Boston Orthotics & Prosthetics and Variety Make a Difference for 7-Year-Old Girl with Spina Bifida
Amy Carbungco’s 7-year-old daughter, Tessa, was born with myelomeningocele spina bifida. She has no feeling from the ankle down and has been wearing braces on her legs since she was a baby.
At Boston O&P, our clinicians specialize in tailoring our braces to the specific needs of our patients, but Tessa is an especially unusual case. “She has the most severe form of spina bifida, but you wouldn’t know it because she is so mobile,” says Amy.
Thanks to the care and innovation of Craig Edmunds, clinical director of Boston O&P’s Pittsburgh Region, Tessa has braces that enable her to get around easily. “Tessa and Amy inspire me to create solutions that adapt to Tessa's ever-changing needs,“ says Craig.
“Craig has had to come up with ideas to make braces that work for her,” says Amy, “and now she goes to school and walks and everything with the use of her KAFOs.”
“Tessa presented us with many challenges in order to make her safer and more independent,” Craig says. “At Boston O&P, we specialize in these pediatric challenges and view them as opportunities to make a difference in these kids’ lives.”
Craig also helped connect Tessa to another important resource—Variety, which is a Pittsburgh-area charity that provides unique programs, experiences, and equipment to eligible children with disabilities.
Craig is a longtime supporter of Variety, and Boston O&P has also helped promote the cause and was a Silver Supporter of Variety’s 91st Annual Gala this past November.
“We are so fortunate for our relationship with Variety,” says Craig. “This relationship provides us knowledge on unparalleled products, which can help so many kids and their families.“
“Variety is amazing,” says Amy. “We’re a middle-income family with two other kids. Stuff for Tessa is expensive, but when we applied for things from other charities they said we made too much money.”

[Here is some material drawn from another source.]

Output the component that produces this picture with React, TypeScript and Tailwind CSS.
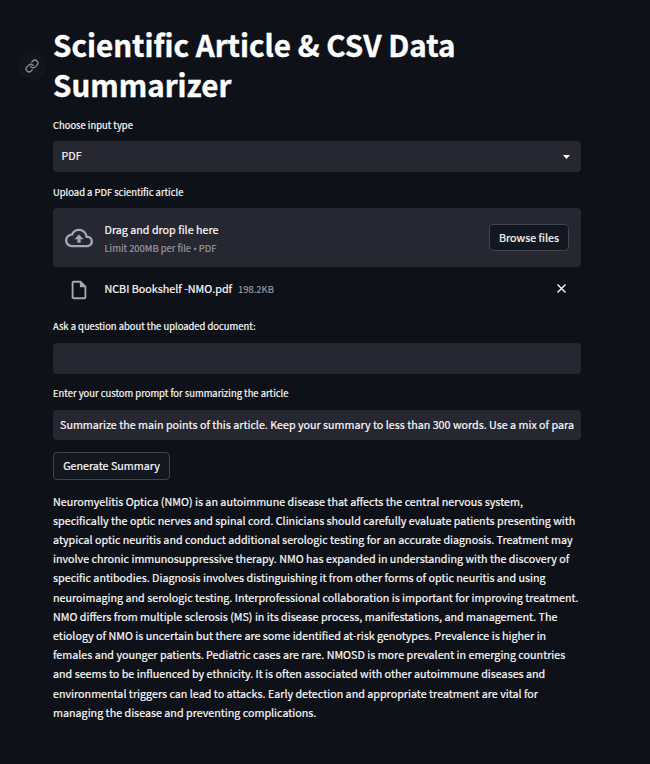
import type { ReactNode } from "react";

const summary = [
  "Neuromyelitis Optica (NMO) is an autoimmune disease that affects the central nervous system,",
  "specifically the optic nerves and spinal cord. Clinicians should carefully evaluate patients presenting with",
  "atypical optic neuritis and conduct additional serologic testing for an accurate diagnosis. Treatment may",
  "involve chronic immunosuppressive therapy. NMO has expanded in understanding with the discovery of",
  "specific antibodies. Diagnosis involves distinguishing it from other forms of optic neuritis and using",
  "neuroimaging and serologic testing. Interprofessional collaboration is important for improving treatment.",
  "NMO differs from multiple sclerosis (MS) in its disease process, manifestations, and management. The",
  "etiology of NMO is uncertain but there are some identified at-risk genotypes. Prevalence is higher in",
  "females and younger patients. Pediatric cases are rare. NMOSD is more prevalent in emerging countries",
  "and seems to be influenced by ethnicity. It is often associated with other autoimmune diseases and",
  "environmental triggers can lead to attacks. Early detection and appropriate treatment are vital for",
  "managing the disease and preventing complications.",
];

function Label({ children }: { children: ReactNode }) {
  return <label className="block h-[18px] text-[9.42px] leading-[17px]">{children}</label>;
}

export default function App() {
  return (
    <main className="h-[764px] overflow-hidden bg-[#0e1117] pl-[18px] pt-[25px] font-['Noto_Sans_CJK_SC','Noto_Sans',sans-serif] text-[10.74px] text-[#fafafa] [-webkit-text-stroke:0.2px]">
      <header className="flex">
        <a className="mt-[27px] flex size-7 shrink-0 items-center justify-center rounded-full bg-[#12151c]" aria-label="Link">
          <svg width="14" height="14" viewBox="0 0 24 24" fill="none" stroke="#8b8d93" strokeWidth="2.3" strokeLinecap="round" strokeLinejoin="round">
            <path d="M10 13a5 5 0 0 0 7.54.54l3-3a5 5 0 0 0-7.07-7.07l-1.72 1.71" />
            <path d="M14 11a5 5 0 0 0-7.54-.54l-3 3a5 5 0 0 0 7.07 7.07l1.71-1.71" />
          </svg>
        </a>
        <h1 className="ml-[7px] whitespace-nowrap text-[29.55px] font-bold text-white [-webkit-text-stroke:0.4px]">
          <span className="block h-10 leading-10">Scientific Article &amp; CSV Data</span>
          <span className="block h-10 leading-10">Summarizer</span>
        </h1>
      </header>

      <div className="ml-[35px] w-[528px]">
        <div className="mt-[12px]"><Label>Choose input type</Label></div>
        <div className="mt-[6px] flex h-[31px] items-center justify-between rounded-[4px] bg-[#262730] pl-[8.5px] pr-[11px]">
          <span className="-mt-px">PDF</span>
          <svg width="7" height="4" viewBox="0 0 7 4" fill="#fafafa"><path d="M0 0h7L3.5 4z" /></svg>
        </div>

        <div className="mt-[12px]"><Label>Upload a PDF scientific article</Label></div>
        <div className="mt-[6px] flex h-[59px] items-center rounded-[4px] bg-[#262730] pl-[12px] pr-[12px]">
          <svg width="28" height="28" viewBox="0 0 24 24" fill="#a3a8b8">
            <path d="M19.35 10.04A7.49 7.49 0 0 0 12 4C9.11 4 6.6 5.64 5.35 8.04A5.994 5.994 0 0 0 0 14c0 3.31 2.69 6 6 6h13c2.76 0 5-2.24 5-5 0-2.64-2.05-4.78-4.65-4.96zM19 18H6c-2.21 0-4-1.79-4-4 0-2.05 1.53-3.76 3.56-3.97l1.07-.11.5-.95A5.469 5.469 0 0 1 12 6c2.62 0 4.88 1.86 5.39 4.43l.3 1.5 1.53.11A2.98 2.98 0 0 1 22 15c0 1.65-1.35 3-3 3zM8 13h2.55v3h2.9v-3H16l-4-4z" />
          </svg>
          <div className="ml-[11.5px] flex flex-1 flex-col pt-[3px]">
            <span className="leading-[19px]">Drag and drop file here</span>
            <span className="text-[9.42px] leading-[18px] text-[#97989e]">Limit 200MB per file <span className="font-['Open_Sans']">•</span> PDF</span>
          </div>
          <button className="h-[27px] w-20 whitespace-nowrap rounded-[4px] border border-[#41444c] bg-[#131720] pt-px">Browse files</button>
        </div>

        <div className="flex h-[45px] items-center pl-[14px] pr-[14px]">
          <svg width="22" height="22" viewBox="0 0 24 24" fill="#a3a8b8" className="ml-[1px] mt-px">
            <path d="M14 2H6c-1.1 0-1.99.9-1.99 2L4 20c0 1.1.89 2 1.99 2H18c1.1 0 2-.9 2-2V8l-6-6zM6 20V4h7v5h5v11H6z" />
          </svg>
          <span className="-mt-px ml-[14.5px]">NCBI Bookshelf -NMO.pdf</span>
          <span className="ml-[6px] flex-1 text-[9.42px] text-[#97989e]">198.2KB</span>
          <svg width="11" height="11" viewBox="0 0 11 11" stroke="#fafafa" strokeWidth="1.4" className="-mt-[2px]"><path d="M1.5 1.5l8 8M9.5 1.5l-8 8" /></svg>
        </div>

        <div className="mt-[6px]"><Label>Ask a question about the uploaded document:</Label></div>
        <div className="mt-[7px] h-[31px] rounded-[4px] bg-[#262730]" />

        <div className="mt-[11px]"><Label>Enter your custom prompt for summarizing the article</Label></div>
        <div className="mt-[7px] h-[30px] whitespace-nowrap rounded-[4px] bg-[#262730] px-[7px] text-[10.72px] leading-[29px]">
          Summarize the main points of this article. Keep your summary to less than 300 words. Use a mix of para
        </div>

        <button className="mt-[12px] block h-[28px] w-[117px] whitespace-nowrap rounded-[4px] border border-[#41444c] bg-[#131720] pt-px">Generate Summary</button>

        <p className="mt-[11.6px] leading-[19.2px]">
          {summary.map((line) => (
            <span key={line} className="block whitespace-nowrap">{line}</span>
          ))}
        </p>
      </div>
    </main>
  );
}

One of the things Tessa wanted was an adaptive bike. Insurance said they wouldn’t cover it because it was a toy, though they offered to pay for a wheelchair. That’s when Variety stepped in.
Variety is fully funded by sponsors and has higher income thresholds than other charities, so even a family making over $100,000 can qualify for its programs.
Through Variety, Tess got her bike. “She loves it,” says Amy, “she rides all the time. When we got it, she said, ‘Now I can ride with my brothers!’”
Riding her bike with her brothers is only one of Tessa’s goals. Right now she has to wear her KAFOs all the time, but someday she wants to graduate to AFOs. Does Amy think she’ll reach that goal? “She is a very determined little girl,” she says with a laugh. “Nothing is impossible!”